While emotionally difficult, it was a triumphant day for the women of country music and for songwriters, the lifeblood of the genre. Shepard was among the first pioneering women to clear the way for performers like McEntire to reinvent country music from a woman’s perspective. Even Braddock helped raise the lot of women in the male-dominated genre, penning some of Tammy Wynette’s classic songs.

“I look around here in this rotunda and all I see is 90 percent men,” a spunky 77-year-old Shepard said as she took the stage. “Where’s the ladies?”

Shepard and McEntire will go a long way to filling that void. In many ways they served the same role, though in vastly different times.

Shepard, known as “The Grand Lady of The Grand Ole Opry” as she enters her 56th year on the show, paired with fellow Hall of Fame member Ferlin Husky in 1953 on “A Dear John Letter,” her first No. 1 country hit. The song went to No. 4 on the Billboard pop chart and made her the first million-selling female artist in the post-World War II era.

Shepard was an early archetype for women in country music, choosing to tour as a solo act rather than as part of a group and presenting a strong female point of view in songs like “Twice the Lovin’ in Half the Time” and “The Root of All Evil (Is a Man)” that influenced such key figures in country music as Loretta Lynn. She also is credited with releasing country music’s first concept album, “Songs From a Love Affair.” Her debut record’s 12 songs all deal with an affair that tears apart a marriage.

McEntire picked up where Shepard, Lynn, Wynette and Dolly Parton left off, making her mark over a 35-year career that has included a little bit of everything and taken her into territory not normally open to the women of country. She was named country music’s top female hitmaker not long ago and remains a dynamo, selling more than 55 million albums and recently scoring her 35th No. 1 hit.

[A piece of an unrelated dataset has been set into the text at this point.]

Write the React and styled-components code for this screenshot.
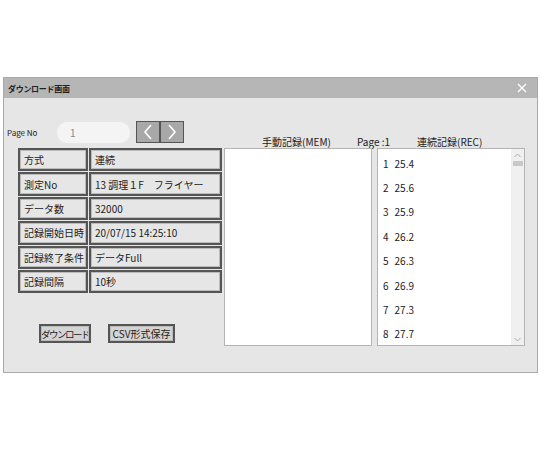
import React from "react";
import styled, { createGlobalStyle } from "styled-components";

const GlobalStyle = createGlobalStyle`
  html, body {
    margin: 0;
    padding: 0;
    background: #ffffff;
  }
  body {
    font-family: "Noto Sans CJK JP", "Noto Sans", sans-serif;
    color: #222;
  }
`;

const info = [
  ["方式", "連続"],
  ["測定No", "13 調理１F　フライヤー"],
  ["データ数", "32000"],
  ["記録開始日時", "20/07/15 14:25:10"],
  ["記録終了条件", "データFull"],
  ["記録間隔", "10秒"],
];

const records = [
  [1, "25.4"],
  [2, "25.6"],
  [3, "25.9"],
  [4, "26.2"],
  [5, "26.3"],
  [6, "26.9"],
  [7, "27.3"],
  [8, "27.7"],
];

function App() {
  return (
    <Page>
      <GlobalStyle />
      <Window>
        <TitleBar>
          <Title>ダウンロード画面</Title>
          <Close>
            <svg width="10" height="10" viewBox="0 0 10 10">
              <path d="M1 1 L9 9 M9 1 L1 9" stroke="#fff" strokeWidth="1.3" />
            </svg>
          </Close>
        </TitleBar>
        <Body>
          <LeftPane>
            <PageRow>
              <PageLabel>Page No</PageLabel>
              <PageInput>1</PageInput>
              <NavButton>
                <svg width="12" height="16" viewBox="0 0 12 16">
                  <path d="M9 1 L3 8 L9 15" stroke="#fff" strokeWidth="1.6" fill="none" />
                </svg>
              </NavButton>
              <NavButton>
                <svg width="12" height="16" viewBox="0 0 12 16">
                  <path d="M3 1 L9 8 L3 15" stroke="#fff" strokeWidth="1.6" fill="none" />
                </svg>
              </NavButton>
            </PageRow>
            <InfoTable>
              {info.map(([k, v]) => (
                <React.Fragment key={k}>
                  <Cell>{k}</Cell>
                  <Cell>{v}</Cell>
                </React.Fragment>
              ))}
            </InfoTable>
            <ButtonRow>
              <ActionButton $w={52} $fs={9.5} $ls={-1.5}>ダウンロード</ActionButton>
              <ActionButton $w={67} $fs={10} $ls={0}>CSV形式保存</ActionButton>
            </ButtonRow>
          </LeftPane>
          <RightPane>
            <Headers>
              <HeadLabel $w={133} $pad={38}>手動記録(MEM)</HeadLabel>
              <HeadLabel $w={60} $pad={0}>Page :1</HeadLabel>
              <HeadLabel $w={100} $pad={0}>連続記録(REC)</HeadLabel>
            </Headers>
            <Lists>
              <ListBox />
              <ListBox>
                <Items>
                  {records.map(([n, v]) => (
                    <Item key={n}>
                      <span>{n}</span>
                      <span>{v}</span>
                    </Item>
                  ))}
                </Items>
                <Scrollbar>
                  <svg width="7" height="5" viewBox="0 0 7 5">
                    <path d="M0.5 4 L3.5 1 L6.5 4" stroke="#aaa" fill="none" />
                  </svg>
                  <Thumb />
                  <Spacer />
                  <svg width="7" height="5" viewBox="0 0 7 5">
                    <path d="M0.5 1 L3.5 4 L6.5 1" stroke="#aaa" fill="none" />
                  </svg>
                </Scrollbar>
              </ListBox>
            </Lists>
          </RightPane>
        </Body>
      </Window>
    </Page>
  );
}

export default App;

const Page = styled.div`
  width: 540px;
  height: 450px;
  padding: 77px 0 0 3px;
  box-sizing: border-box;
`;

const Window = styled.div`
  width: 535px;
  height: 296px;
  box-sizing: border-box;
  border: 1px solid #a9a9a9;
  background: #e6e6e6;
  display: flex;
  flex-direction: column;
`;

const TitleBar = styled.div`
  height: 20px;
  background: #b6b6b6;
  display: flex;
  align-items: center;
  justify-content: space-between;
  padding: 0 10px 0 4px;
`;

const Title = styled.div`
  font-size: 8px;
  font-weight: bold;
  color: #222;
  letter-spacing: -0.3px;
`;

const Close = styled.div`
  display: flex;
  align-items: center;
`;

const Body = styled.div`
  flex: 1;
  display: flex;
  padding: 0 0 0 3px;
`;

const LeftPane = styled.div`
  width: 218px;
  display: flex;
  flex-direction: column;
`;

const PageRow = styled.div`
  display: flex;
  align-items: center;
  margin-top: 23px;
  height: 22px;
`;

const PageLabel = styled.div`
  font-size: 8px;
  width: 50px;
`;

const PageInput = styled.div`
  width: 60px;
  height: 21px;
  border-radius: 10px;
  background: #f4f4f4;
  color: #888;
  font-size: 10px;
  display: flex;
  align-items: center;
  padding-left: 13px;
  margin-right: 6px;
`;

const NavButton = styled.div`
  width: 22px;
  height: 20px;
  background: #a8a8a8;
  border: 1px solid #555;
  display: flex;
  align-items: center;
  justify-content: center;
`;

const InfoTable = styled.div`
  margin: 5px 0 0 11px;
  display: grid;
  grid-template-columns: 71px 134px;
  grid-auto-rows: 24.4px;
`;

const Cell = styled.div`
  border: 2px solid #555;
  outline: 1px solid #bbb;
  outline-offset: -3px;
  display: flex;
  align-items: center;
  padding-left: 4px;
  font-size: 10px;
  color: #222;
  white-space: nowrap;
  margin: 0 1px 1px 0;
`;

const ButtonRow = styled.div`
  display: flex;
  gap: 17px;
  margin: 30px 0 0 32px;
`;

const ActionButton = styled.div`
  width: ${(p) => p.$w}px;
  font-size: ${(p) => p.$fs}px;
  height: 19px;
  box-sizing: border-box;
  border: 2px solid #555;
  outline: 1px solid #bbb;
  outline-offset: -3px;
  background: #d4d4d4;
  display: flex;
  align-items: center;
  justify-content: center;
  white-space: nowrap;
  letter-spacing: ${(p) => p.$ls}px;
`;

const RightPane = styled.div`
  display: flex;
  flex-direction: column;
  margin-left: -1px;
`;

const Headers = styled.div`
  display: flex;
  align-items: center;
  height: 16px;
  margin-top: 35px;
  font-size: 10px;
`;

const HeadLabel = styled.div`
  width: ${(p) => p.$w}px;
  padding-left: ${(p) => p.$pad}px;
  box-sizing: border-box;
  white-space: nowrap;
`;

const Lists = styled.div`
  display: flex;
  gap: 5px;
  margin-top: -1px;
`;

const ListBox = styled.div`
  width: 148px;
  height: 198px;
  box-sizing: border-box;
  background: #fff;
  border: 1px solid #b4b4b4;
  display: flex;
`;

const Items = styled.div`
  flex: 1;
  padding: 2px 0 0 5px;
`;

const Item = styled.div`
  height: 24.4px;
  display: flex;
  align-items: center;
  gap: 6px;
  font-size: 10px;
  color: #222;
`;

const Scrollbar = styled.div`
  width: 13px;
  background: #f0f0f0;
  display: flex;
  flex-direction: column;
  align-items: center;
  padding: 4px 0 3px;
`;

const Thumb = styled.div`
  width: 10px;
  height: 5px;
  background: #c8c8c8;
  margin-top: 3px;
`;

const Spacer = styled.div`
  flex: 1;
`;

The fiery redhead has carved out an enviable and unique career that goes far beyond music. She’s had her own television show. She stormed Broadway in “Annie Get Your Gun.” And she is a role model as both an artist and a businesswoman for a wave of young female stars who are following her example, defined by hard work and an independent streak.

It’s likely she would have achieved little of that without the early help of her father.

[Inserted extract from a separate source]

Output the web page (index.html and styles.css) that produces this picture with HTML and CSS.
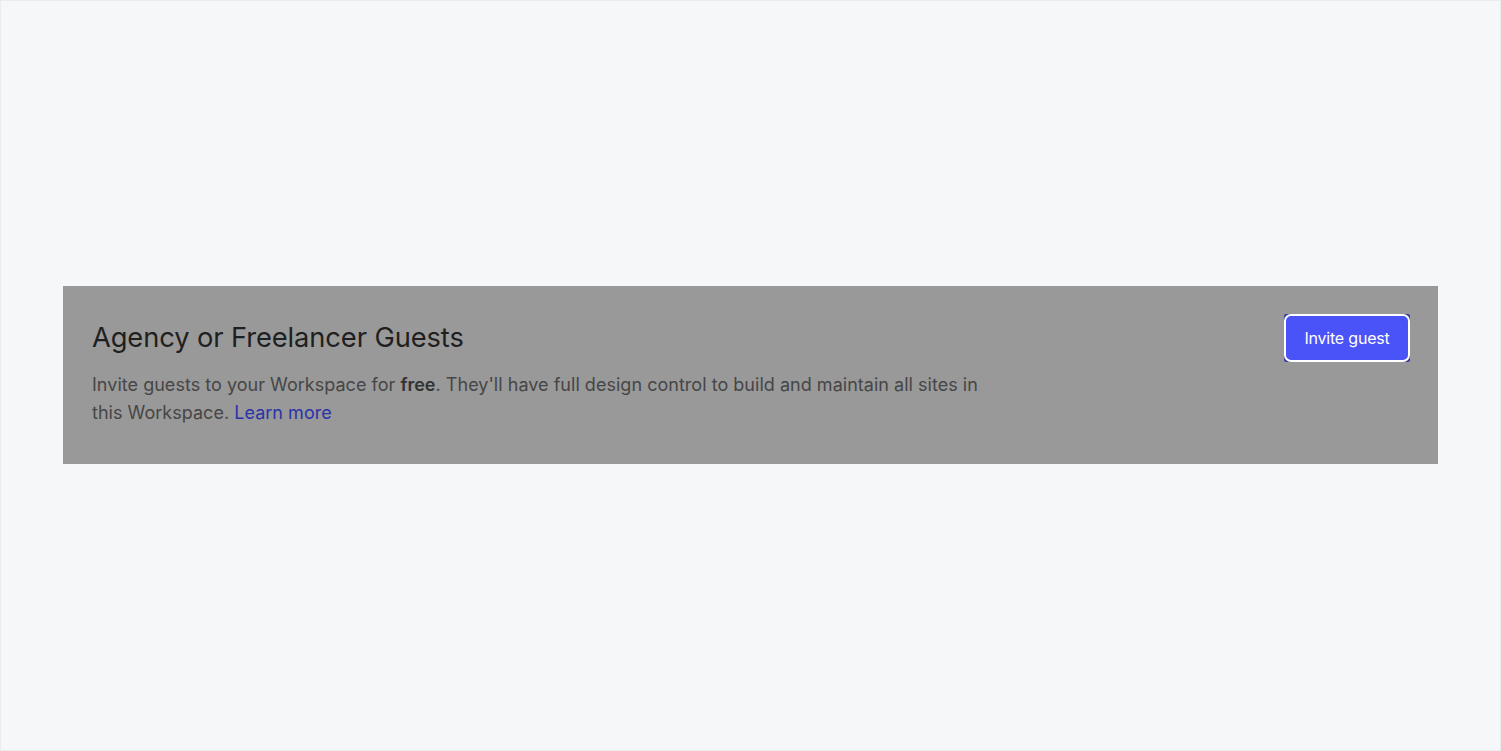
FILE: index.html
```html
<!DOCTYPE html>
<html>
<head>
<meta charset="utf-8">
<link rel="stylesheet" href="styles.css">
</head>
<body>
<div class="page">
  <section class="card">
    <div class="content">
      <h2 class="title">Agency or Freelancer Guests</h2>
      <p class="desc">Invite guests to your Workspace for <strong>free</strong>. They'll have full design control to build and maintain all sites in this Workspace. <a href="#" class="link">Learn more</a></p>
    </div>
    <button class="btn"><span class="btn-label">Invite guest</span></button>
  </section>
</div>
</body>
</html>
```
FILE: styles.css
```css
html, body {
  margin: 0;
  padding: 0;
  height: 100%;
}
body {
  background: #f6f7f9;
  font-family: Inter, "Noto Sans", sans-serif;
}
.page {
  height: 100%;
  box-sizing: border-box;
  border: 1px solid #ececee;
  display: flex;
  align-items: center;
  padding: 0 62px 2px;
}
.card {
  flex: 1;
  background: #999999;
  display: flex;
  justify-content: space-between;
  align-items: flex-start;
  padding: 28px 28px 34px 29px;
  box-sizing: border-box;
  height: 178px;
}
.content {
  max-width: 900px;
}
.title {
  margin: 0;
  font-size: 27.3px;
  font-weight: 400;
  line-height: 47px;
  color: #1f1f1f;
  letter-spacing: -0.1px;
}
.desc {
  margin: 10px 0 0;
  font-size: 18px;
  line-height: 28px;
  color: #464646;
  letter-spacing: 0.025px;
}
.desc strong {
  font-weight: 600;
  color: #333;
}
.link {
  color: #2a33a8;
  text-decoration: none;
}
.btn {
  position: relative;
  font-family: Inter, "Noto Sans", sans-serif;
  font-size: 16px;
  color: #ffffff;
  background: #383d9c;
  border: none;
  border-radius: 2px;
  width: 126px;
  height: 48px;
  padding: 0;
  cursor: pointer;
  letter-spacing: -0.2px;
}
.btn::before {
  content: "";
  position: absolute;
  inset: 0;
  background: #4a53f7;
  border: 2px solid #ffffff;
  border-radius: 7px;
}
.btn-label {
  position: relative;
}
```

“She was just saying last night how weird is the word she used that the guy who patted her on the back and drove her to all those rodeos and county fairs in the car and was her most supportive bystander, she really wanted to be here with him today,” Brooks said. “And instead she’s in Tulsa with him today.”

Brooks also is close with Braddock, and noted that Braddock was already known as a veteran with a long list of hits behind him when Brooks joined his publisher, Sony’s Tree Publishing Co., 30 years ago.

Braddock is the first inductee in the new songwriter category, joining just four other pure songwriters in the Hall of Fame. He’s written or co-written hits for Wynette, George Jones and Toby Keith among many others in a career of 50-plus years. Nine of his songs have been played more than 1 million times on the radio and two _ Keith’s “I Wanna Talk About Me” and Tracy Lawrence’s “Time Marches On” _ have been played more than 3 million times.

He penned the iconic songs “He Stopped Loving Her Today” for Jones, which won the Country Music Association’s song of the year two years in a row, and “D-I-V-O-R-C-E” for Wynette. He also helped launch the career of current CMA male vocalist of the year Blake Shelton as a producer.

“Bobby is one of those true geniuses,” Brooks said. “That word is thrown around, but having written with him, the things that come out of his mouth after being filtered through his brain, you go, ’How did that happen? Where do you come up with that stuff.’ He is so good, and at the same time so completely unassuming and humble about the talent he has.”

The 70-year-old Braddock took the stage with an embarrassed smile and joked with a beaming Brooks.

“Oh, gosh, are you sure?” he asked. “… I’m still just wondering if someone’s made a mistake. We songwriters are used to being low profile and traveling under the radar. We’re not used to all this excitement.”

McEntire, Shepard and Braddock will be formally inducted into the Hall of Fame at a ceremony later this year.